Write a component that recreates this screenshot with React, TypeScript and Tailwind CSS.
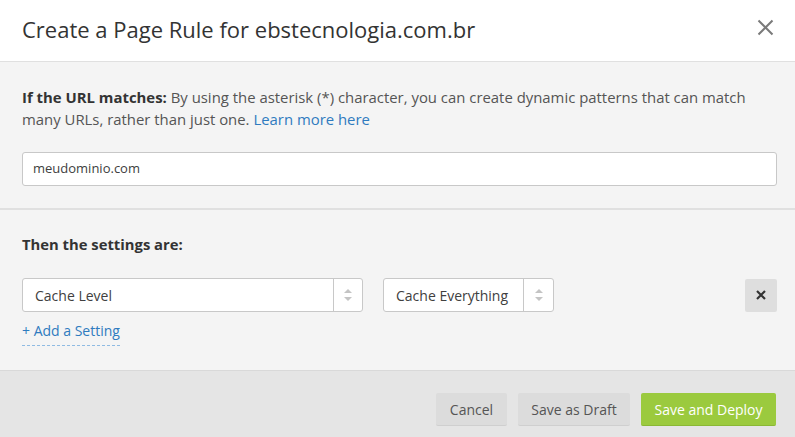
import React from "react";

function Arrows() {
  return (
    <svg width="10" height="14" viewBox="0 0 10 14">
      <path d="M5 1 L9 5 H1 Z" fill="#c4c4c4" />
      <path d="M5 13 L9 9 H1 Z" fill="#c4c4c4" />
    </svg>
  );
}

function Select({ label, width, arrowW }: { label: string; width: string; arrowW: string }) {
  return (
    <div className={`flex h-[34px] ${width} bg-white border border-[#c8c8c8] rounded-[3px]`}>
      <div className="flex-1 flex items-center pl-[12px] text-[14px] text-[#404040]">{label}</div>
      <div className={`${arrowW} border-l border-[#c8c8c8] flex items-center justify-center`}>
        <Arrows />
      </div>
    </div>
  );
}

export default function App() {
  return (
    <div
      className="w-[795px] h-[437px] flex flex-col bg-white overflow-hidden"
      style={{ fontFamily: '"Open Sans", sans-serif' }}
    >
      <div className="h-[62px] shrink-0 flex items-center justify-between pl-[22px] pr-[21px] border-b border-[#e0e0e0]">
        <div className="text-[22px] text-[#333] leading-none -mt-[4px]">Create a Page Rule for ebstecnologia.com.br</div>
        <svg width="17" height="17" viewBox="0 0 17 17" className="-mt-[6px]">
          <path d="M1.5 1.5 L15.5 15.5 M15.5 1.5 L1.5 15.5" stroke="#7a7a7a" strokeWidth="2" />
        </svg>
      </div>

      <div className="bg-[#f4f4f4] pl-[22px] pr-[18px] pt-[24px] pb-[22px] border-b-2 border-[#e0e0e0]">
        <p className="text-[14.9px] leading-[22px] text-[#555] pr-[20px]">
          <b className="text-[#333] font-bold">If the URL matches:</b> By using the asterisk (*) character, you can
          create dynamic patterns that can match many URLs, rather than just one.{" "}
          <span className="text-[#2f7bbf]">Learn more here</span>
        </p>
        <div className="mt-[22px] h-[34px] bg-white border border-[#c8c8c8] rounded-[3px] flex items-center pl-[10px] text-[13px] text-[#404040]">
          meudominio.com
        </div>
      </div>

      <div className="bg-[#f4f4f4] pl-[22px] pr-[18px] pt-[23px] h-[160px] shrink-0">
        <div className="text-[14.8px] leading-[22px] font-bold text-[#333]">Then the settings are:</div>
        <div className="mt-[23px] flex items-center">
          <Select label="Cache Level" width="w-[341px]" arrowW="w-[29px]" />
          <div className="w-[20px]" />
          <Select label="Cache Everything" width="w-[171px]" arrowW="w-[30px]" />
          <div className="flex-1" />
          <div className="w-[32px] h-[33px] bg-[#dedede] rounded-[2px] flex items-center justify-center">
            <svg width="10" height="10" viewBox="0 0 10 10">
              <path d="M1 1 L9 9 M9 1 L1 9" stroke="#333" strokeWidth="2.2" />
            </svg>
          </div>
        </div>
        <div className="mt-[8px] inline-block text-[14px] leading-[22px] text-[#2f7bbf] border-b border-dashed border-[#8fbbe3] pb-[3px]">
          + Add a Setting
        </div>
      </div>

      <div className="flex-1 bg-[#e5e5e5] border-t border-[#d9d9d9] flex justify-end items-start pt-[22px] pr-[19px] gap-[11px]">
        <div className="h-[33px] w-[71px] justify-center bg-[#dcdcdc] rounded-[2px] border-b border-[#cfcfcf] flex items-center text-[14px] text-[#555]">
          Cancel
        </div>
        <div className="h-[33px] w-[112px] justify-center bg-[#dcdcdc] rounded-[2px] border-b border-[#cfcfcf] flex items-center text-[14px] text-[#555]">
          Save as Draft
        </div>
        <div className="h-[33px] w-[135px] justify-center bg-[#9bca3e] rounded-[2px] border-b border-[#8ab834] flex items-center text-[14px] text-white">
          Save and Deploy
        </div>
      </div>
    </div>
  );
}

========================================

▸ What this task involves:
Extract, word for word, each line from the top of the data down to and including the line with "import React from"; skip the pictures.

▸ Output below:
Write a component that recreates this screenshot with React, TypeScript and Tailwind CSS.
import React from "react";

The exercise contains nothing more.